Suppose $f(x)$ is a non-decreasing sub-additive convex function

In order words,

$f(x+y)\leq f(x)+f(y)$ for all $x,y$

and $f(x)\leq f(y)$ if $x\leq y$

Let $x_1,x_2\ldots x_i$ are $i$ positive integers such that their sum is $n$.

What will be the minimum and maximum value of $f(x_1)+f(x_2)+f(x_3)+\ldots+f(x_i)$ regardless of values of $x_1,x_2\ldots x_i$?

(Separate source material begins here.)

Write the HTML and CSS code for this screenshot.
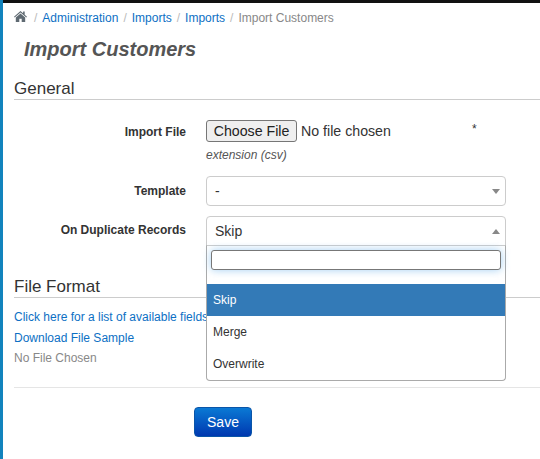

An ideal solution which I am looking for would of the form devoid of $x_j$ and just in terms of $n,f$ and $i$

• If $n \leq t < (n+1)$ then $\frac {f(t)} t \leq \frac {f(n+1)} n \leq \frac {(n+1)f(1)} n$ so $M \equiv \sup \frac {f(t)} t <\infty$. Now $f(x_1)+f(x_2)+...+f(x_i) \leq M(x_1+x_2+...+x_i)=nM$. This takes care of the maximum. I am yet to work on the minimum. – Kavi Rama Murthy Mar 5 '18 at 6:41
• Dear Sir, Can you please explain, how did you deduce that $\frac{f(t)}{t}\leq \frac{f(n+1)}{n}$ Since $f(t)$ is sub-additive, is it safe to say that $M\leq1$? As sub-additive functions always have the property that $f(t)\leq t$ – Vk1 Mar 6 '18 at 4:39
• Just note that $f(t) \leq f(n+1)$ and $t \geq n$, so $\frac {f(t)} t \leq \frac {f(n+1)} n$. If your function is also continuous at 0 then we can show that $f(x)=ax+b$ for some constants a and b and the answer to the question becomes trivial. However there are other convex sub-additive functions on $(0,\infty)$ an example being $f(x)=x+\frac 1 x$. For such functions I cannot think of better bounds. – Kavi Rama Murthy Mar 6 '18 at 4:58
• Thank you Sir... One last question. Is it true that if $f(x)$ (defined for $x>0$) is a convex, non-decreasing and sub-additive function, then $\sup f(t)/t$ is $O(1)$ aka some constant? OR can u show a counter example which does not have a constant as the sup – Vk1 Mar 6 '18 at 6:22
• If you are asking if $\frac {f(t)} t$ is bounded as $t \to \infty$ the answer is yes, but the bound of course depends on the function f. – Kavi Rama Murthy Mar 7 '18 at 5:50

If f is convex and sub-additive then $g(t)=\frac {f(t)} t$ is a decreasing function : let $0<a<b$. Then $f(b) \leq (\frac a b)f(a)+(1-\frac a b) f(a+b)$ by convexity because $b=(\frac a b)a+(1-\frac a b) (a+b)$. By sub-additivity we get $f(b) \leq (\frac a b)f(a)+(1-\frac a b) \{f(a)+f(b)\}$ which gives $\frac {f(b)} b \leq \frac {f(a)} a$. Hence $m=\equiv inf_{ t \in [1,n]} \frac {f(t)} t =\frac {f(n)} n >0$ (assuming that $f(n) >0$). Hence $f(x_1)+f(x_2)+...+f(x_i) \geq mn$. See my earlier comment for an upper bound.